The categorical pardon on Friday builds on a similar round issued just before the 2022 midterm elections that made thousands convicted of simple possession on federal lands eligible for pardons. Friday’s action includes additional criminal offences to those eligible for a pardon, making even more people eligible to have their convictions expunged.

Biden is also granting clemency to 11 people serving what the White House called “disproportionately long” sentences for nonviolent drug offences.

Biden, in a statement, said his actions would help make the “promise of equal justice a reality.”
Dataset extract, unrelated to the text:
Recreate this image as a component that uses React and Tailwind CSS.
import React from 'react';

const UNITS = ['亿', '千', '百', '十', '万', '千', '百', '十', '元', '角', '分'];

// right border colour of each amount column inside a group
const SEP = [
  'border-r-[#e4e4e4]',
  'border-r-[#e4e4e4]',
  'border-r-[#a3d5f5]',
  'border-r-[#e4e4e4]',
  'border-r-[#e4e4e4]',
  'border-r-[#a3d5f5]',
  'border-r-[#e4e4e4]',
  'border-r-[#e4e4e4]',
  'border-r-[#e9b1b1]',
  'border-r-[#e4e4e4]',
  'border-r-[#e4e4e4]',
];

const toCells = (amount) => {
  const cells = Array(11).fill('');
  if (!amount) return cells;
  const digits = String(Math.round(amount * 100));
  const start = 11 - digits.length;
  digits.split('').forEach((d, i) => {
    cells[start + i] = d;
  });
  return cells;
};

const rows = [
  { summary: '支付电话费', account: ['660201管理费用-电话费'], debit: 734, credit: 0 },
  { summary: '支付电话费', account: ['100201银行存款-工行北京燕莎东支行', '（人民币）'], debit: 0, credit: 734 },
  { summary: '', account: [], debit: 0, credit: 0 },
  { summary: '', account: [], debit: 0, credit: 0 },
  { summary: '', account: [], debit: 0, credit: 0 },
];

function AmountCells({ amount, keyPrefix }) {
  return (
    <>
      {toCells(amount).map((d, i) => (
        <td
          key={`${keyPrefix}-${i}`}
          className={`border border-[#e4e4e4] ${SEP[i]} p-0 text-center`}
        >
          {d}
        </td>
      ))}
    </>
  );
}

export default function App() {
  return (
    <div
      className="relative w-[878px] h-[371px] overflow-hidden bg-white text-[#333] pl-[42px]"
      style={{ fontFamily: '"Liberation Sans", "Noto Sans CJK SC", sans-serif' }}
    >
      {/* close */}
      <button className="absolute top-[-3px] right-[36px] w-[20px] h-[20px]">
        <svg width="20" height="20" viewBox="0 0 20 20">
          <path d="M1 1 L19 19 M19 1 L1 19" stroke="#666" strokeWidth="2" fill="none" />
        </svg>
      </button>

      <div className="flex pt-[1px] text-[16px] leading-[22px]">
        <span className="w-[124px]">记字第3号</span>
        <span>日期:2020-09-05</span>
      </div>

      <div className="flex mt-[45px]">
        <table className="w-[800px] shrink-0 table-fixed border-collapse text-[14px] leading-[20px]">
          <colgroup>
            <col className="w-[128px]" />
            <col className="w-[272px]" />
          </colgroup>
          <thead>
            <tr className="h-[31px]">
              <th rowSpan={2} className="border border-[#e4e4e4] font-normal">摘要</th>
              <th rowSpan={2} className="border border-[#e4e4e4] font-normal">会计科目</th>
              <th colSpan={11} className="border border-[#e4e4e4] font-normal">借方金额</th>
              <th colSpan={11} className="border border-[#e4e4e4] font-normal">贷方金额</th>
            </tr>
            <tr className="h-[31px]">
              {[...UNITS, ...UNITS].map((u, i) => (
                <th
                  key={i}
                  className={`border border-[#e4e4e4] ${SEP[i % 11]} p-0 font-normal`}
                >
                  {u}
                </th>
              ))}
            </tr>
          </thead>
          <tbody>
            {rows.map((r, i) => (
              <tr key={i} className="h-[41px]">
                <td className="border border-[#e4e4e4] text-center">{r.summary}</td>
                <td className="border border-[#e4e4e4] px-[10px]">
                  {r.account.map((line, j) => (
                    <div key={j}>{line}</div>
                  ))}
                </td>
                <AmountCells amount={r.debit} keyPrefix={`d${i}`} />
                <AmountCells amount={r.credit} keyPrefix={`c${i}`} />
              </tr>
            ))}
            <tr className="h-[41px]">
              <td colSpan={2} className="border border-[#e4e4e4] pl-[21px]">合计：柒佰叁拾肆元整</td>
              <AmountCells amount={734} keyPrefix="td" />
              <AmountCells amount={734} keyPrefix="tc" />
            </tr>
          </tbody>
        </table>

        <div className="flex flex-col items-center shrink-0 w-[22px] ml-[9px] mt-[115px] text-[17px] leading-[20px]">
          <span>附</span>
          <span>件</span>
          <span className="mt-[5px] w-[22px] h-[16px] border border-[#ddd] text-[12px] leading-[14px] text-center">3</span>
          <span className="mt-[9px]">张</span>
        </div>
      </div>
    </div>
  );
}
“Criminal records for marijuana use and possession have imposed needless barriers to employment, housing and educational opportunities,” Biden said. “Too many lives have been upended because of our failed approach to marijuana. It’s time that we right these wrongs.”

Biden’s order applies only to marijuana, which has been decriminalized or legalized in many states for some or all uses, but remains a controlled substance under federal law. (David Donnelly/CBC)

No one was freed from prison under last year’s action, but the pardons were meant to help thousands overcome obstacles to renting a home or finding a job. Similarly, no federal prisoners are eligible for release as a result of Friday’s action.

Legal in many states

Biden’s order applies only to marijuana, which has been decriminalized or legalized in many states for some or all uses, but remains a controlled substance under federal law. U.S. regulators are studying reclassifying the drug from the category of drugs deemed to have “no currently accepted medical use and a high potential for abuse,” known as “Schedule I,” to the less tightly regulated “Schedule III.”

The pardon also does not apply to those in the U.S. unlawfully at the time of their offence.

Those eligible can submit applications to the Justice Department’s pardon attorney office, which issues certificates of pardon.

Biden on Friday reiterated his call on governors and local leaders to take similar steps to erase marijuana convictions.

“Just as no one should be in a federal prison solely due to the use or possession of marijuana, no one should be in a local jail or state prison for that reason, either,” Biden said.